What all these shows have in common is the “look at these freaks we just found” factor. No trips to the carnival are necessary with “My Big Fat Gypsy Wedding” stashed safely on the DVR. But “Duck Dynasty” breaks that pattern.
When he’s not asking “How can we make Ping-Pong more violent?” Jase, the most handsome, articulate Robertson, loves to explain what being a “redneck” means. (Sometimes it means having a hot doughnut-eating contest; sometimes it means unloading an entire clip into a water moccasin.) “Duck Dynasty” sprinkles the reclaimed pejorative like a trademark throughout its confessionals, like “Jersey Shore” did with “guido.”
It’s the kind of programming that doesn’t sit well with Bill Maher, who recently ranted on his blog, “Who shops at the Hallmark store? Who’s smoking all the meth? Who’s watching ‘Duck Dynasty’ — a reality show about rednecks who make duck calls?”
What Maher has overlooked is the way the Robertsons’ visceral, fun-at-any-price downtime rituals tickle the neck hairs of Camry-prone suburbanites. Mention Uncle Si to one of his many new fans and enthusiastic confessions of marathon-watching pour forth, followed by viewers’ own memories of Grandma’s farm, college hunting trips or plain old fire-setting. Sadie Robertson is hardly the first teenager to bruise her shoulder during a shotgun lesson, and nobody’s ornery brothers should be trusted around samurai swords.
“Duck Dynasty” takes family values seriously, with bonding over mealtimes ending each episode as Willie, CEO of Duck Commander, delivers chicken-fried homilies about the importance of love and loyalty. The show is an unapologetic affirmation of conservative values, with no Norman Lear sneers.
The Robertsons, whose hard-earned wealth has left their hands scarred, are also a devout Church of Christ family who are never filmed pairing their shenanigans with anything stronger than sweet tea.
When 14-year-old Sadie gets a boyfriend, protective chest-thumping ensues until her Uncle Jase steps in as the voice of reason: “Give them first base. If you take away first base, they’ll find another ballpark.”
It’s that style of pragmatic rationality, peeking out from behind the camouflage headbands, that flies in the face of liberal preconceptions about flyover country.
The real joke of “Duck Dynasty” is on those of us who can’t burn leaves in our own yards, who pay for water park tickets instead of making our own slides down by the creek, who’ve never tasted homemade muscadine jelly. Someone’s inferior, all right.
“The more makeup a woman wears, the more she’s trying to hide. Makeup can hide a lot of evil.”
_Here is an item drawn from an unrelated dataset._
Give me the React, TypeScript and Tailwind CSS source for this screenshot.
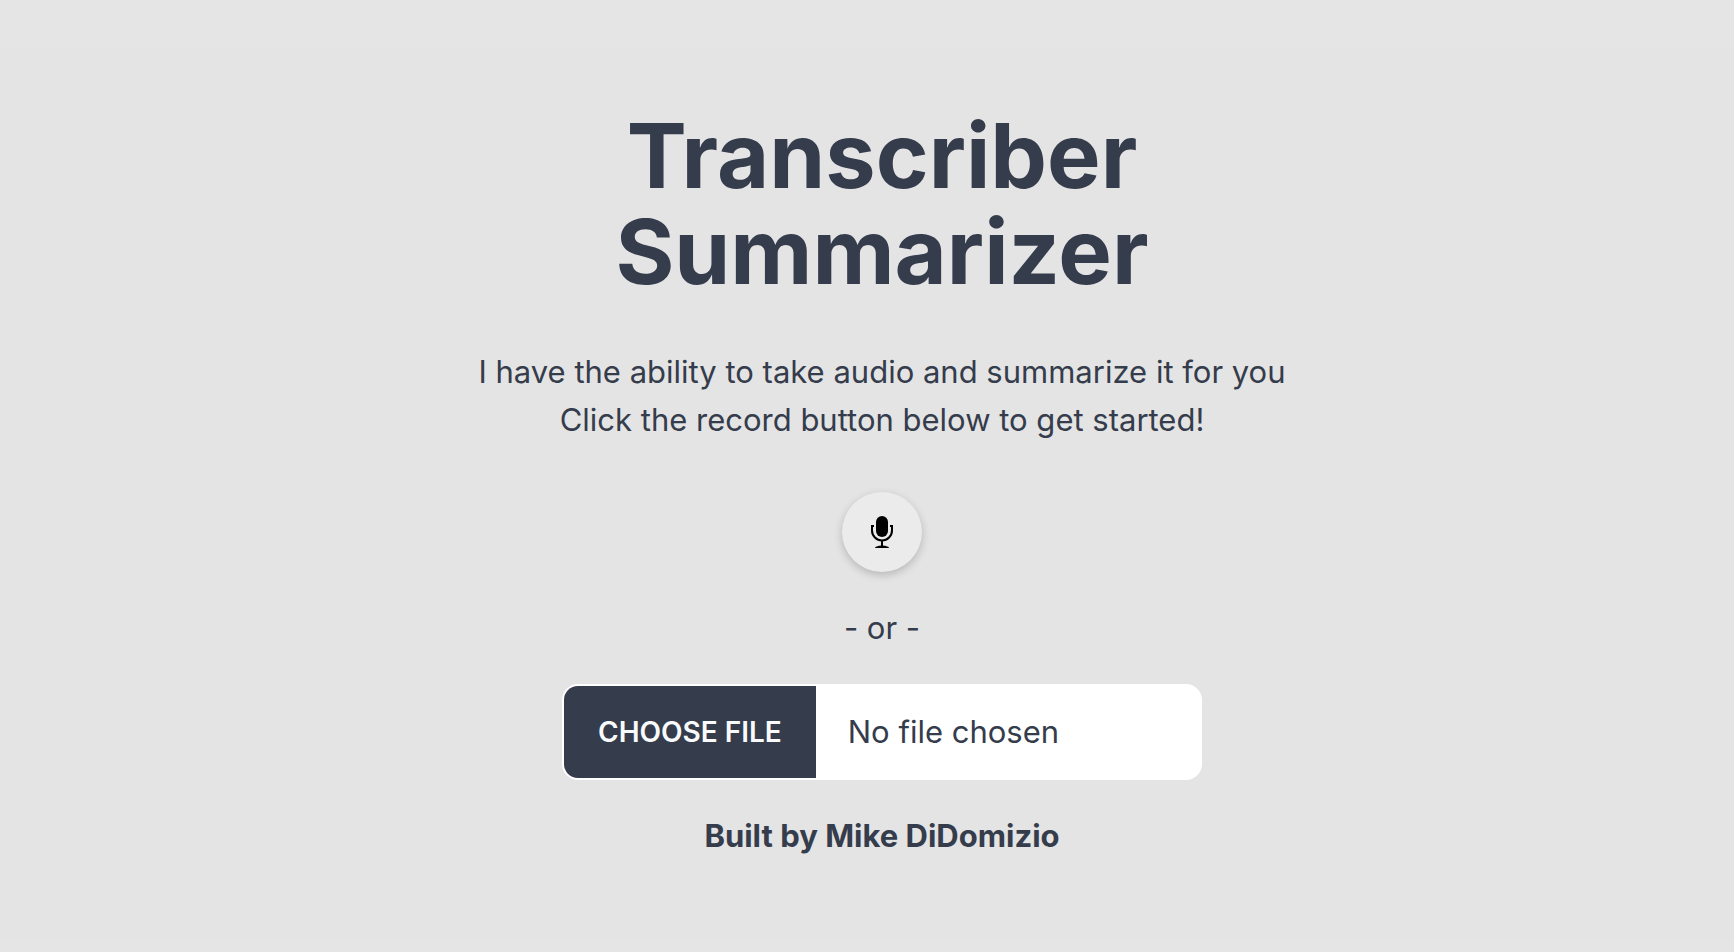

Phil, Robertson family patriarch
“Having your brother as your boss is a bit like dating your cousin — it’s a bit weird.”
Jase, Phil’s son
“Parenting is a constant struggle between making your kid’s life better and ruining your own.”
Willie, Phil’s son
“First it’s pretty tires, then it’s pretty guns. Next thing you know, you’re shaving your beard and wearing capri pants.”